▶ _Collected material_:
━━━━━━━━

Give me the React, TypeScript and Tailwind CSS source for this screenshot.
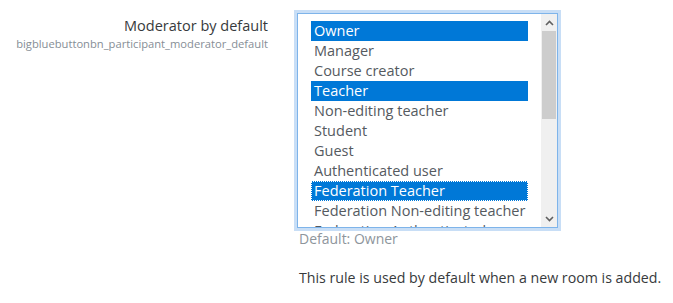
const roles = [
  { name: "Owner", selected: true },
  { name: "Manager" },
  { name: "Course creator" },
  { name: "Teacher", selected: true },
  { name: "Non-editing teacher" },
  { name: "Student" },
  { name: "Guest" },
  { name: "Authenticated user" },
  { name: "Federation Teacher", selected: true, focused: true },
  { name: "Federation Non-editing teacher" },
  { name: "Federation Authenticated user" }
];

const font = { fontFamily: '"Open Sans", "Noto Sans", sans-serif' };

export default function App() {
  return (
    <div className="h-[303px] w-[673px] bg-white pt-[13px] text-[#373a3c]" style={font}>
      <div className="flex">
        <div className="w-[268px] shrink-0 text-right">
          <div className="pt-[3px] text-[14.5px] leading-[20px] text-[#373a3c]">Moderator by default</div>
          <div className="mt-[1px] text-[11.2px] leading-[14px] text-[#868e96]">
            bigbluebuttonbn_participant_moderator_default
          </div>
        </div>

        <div className="ml-[29px]">
          <div className="flex h-[215px] w-[261px] border border-[#7eb4ea] shadow-[0_0_0_3px_#c8def6]">
            <div className="h-full w-[243px] overflow-hidden pl-[13px] pt-[7px]">
              {roles.map((r) => (
                <div
                  key={r.name}
                  className={`h-5 w-[217px] whitespace-nowrap pl-[3px] text-[14.5px] leading-5 ${
                    r.selected ? "bg-[#0078d7] text-white" : "text-[#555a5f]"
                  } ${r.focused ? "outline-1 -outline-offset-1 outline-dotted outline-white" : ""}`}
                >
                  {r.name}
                </div>
              ))}
            </div>
            <div className="flex h-full w-4 flex-col bg-[#f0f0f0]">
              <div className="flex h-[17px] items-center justify-center">
                <svg width="9" height="6" viewBox="0 0 9 6">
                  <path d="M1 5 L4.5 1.5 L8 5" fill="none" stroke="#606060" strokeWidth="1.6" />
                </svg>
              </div>
              <div className="mx-[1px] h-[88px] bg-[#cdcdcd]" />
              <div className="flex-1" />
              <div className="flex h-[17px] items-center justify-center">
                <svg width="9" height="6" viewBox="0 0 9 6">
                  <path d="M1 1 L4.5 4.5 L8 1" fill="none" stroke="#606060" strokeWidth="1.6" />
                </svg>
              </div>
            </div>
          </div>
          <div className="mt-[1px] pl-[2px] text-[14px] leading-5 text-[#8e959c]">Default: Owner</div>
          <div className="mt-[19px] pl-[2px] text-[14.2px] leading-5 text-[#373a3c]">
            This rule is used by default when a new room is added.
          </div>
        </div>
      </div>
    </div>
  );
}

━━━━━━━━

▶ _Exercise instructions_: Give all the lines above again, character for character, without pictures.

▶ _Response_:
Give me the React, TypeScript and Tailwind CSS source for this screenshot.
const roles = [
  { name: "Owner", selected: true },
  { name: "Manager" },
  { name: "Course creator" },
  { name: "Teacher", selected: true },
  { name: "Non-editing teacher" },
  { name: "Student" },
  { name: "Guest" },
  { name: "Authenticated user" },
  { name: "Federation Teacher", selected: true, focused: true },
  { name: "Federation Non-editing teacher" },
  { name: "Federation Authenticated user" }
];

const font = { fontFamily: '"Open Sans", "Noto Sans", sans-serif' };

export default function App() {
  return (
    <div className="h-[303px] w-[673px] bg-white pt-[13px] text-[#373a3c]" style={font}>
      <div className="flex">
        <div className="w-[268px] shrink-0 text-right">
          <div className="pt-[3px] text-[14.5px] leading-[20px] text-[#373a3c]">Moderator by default</div>
          <div className="mt-[1px] text-[11.2px] leading-[14px] text-[#868e96]">
            bigbluebuttonbn_participant_moderator_default
          </div>
        </div>

        <div className="ml-[29px]">
          <div className="flex h-[215px] w-[261px] border border-[#7eb4ea] shadow-[0_0_0_3px_#c8def6]">
            <div className="h-full w-[243px] overflow-hidden pl-[13px] pt-[7px]">
              {roles.map((r) => (
                <div
                  key={r.name}
                  className={`h-5 w-[217px] whitespace-nowrap pl-[3px] text-[14.5px] leading-5 ${
                    r.selected ? "bg-[#0078d7] text-white" : "text-[#555a5f]"
                  } ${r.focused ? "outline-1 -outline-offset-1 outline-dotted outline-white" : ""}`}
                >
                  {r.name}
                </div>
              ))}
            </div>
            <div className="flex h-full w-4 flex-col bg-[#f0f0f0]">
              <div className="flex h-[17px] items-center justify-center">
                <svg width="9" height="6" viewBox="0 0 9 6">
                  <path d="M1 5 L4.5 1.5 L8 5" fill="none" stroke="#606060" strokeWidth="1.6" />
                </svg>
              </div>
              <div className="mx-[1px] h-[88px] bg-[#cdcdcd]" />
              <div className="flex-1" />
              <div className="flex h-[17px] items-center justify-center">
                <svg width="9" height="6" viewBox="0 0 9 6">
                  <path d="M1 1 L4.5 4.5 L8 1" fill="none" stroke="#606060" strokeWidth="1.6" />
                </svg>
              </div>
            </div>
          </div>
          <div className="mt-[1px] pl-[2px] text-[14px] leading-5 text-[#8e959c]">Default: Owner</div>
          <div className="mt-[19px] pl-[2px] text-[14.2px] leading-5 text-[#373a3c]">
            This rule is used by default when a new room is added.
          </div>
        </div>
      </div>
    </div>
  );
}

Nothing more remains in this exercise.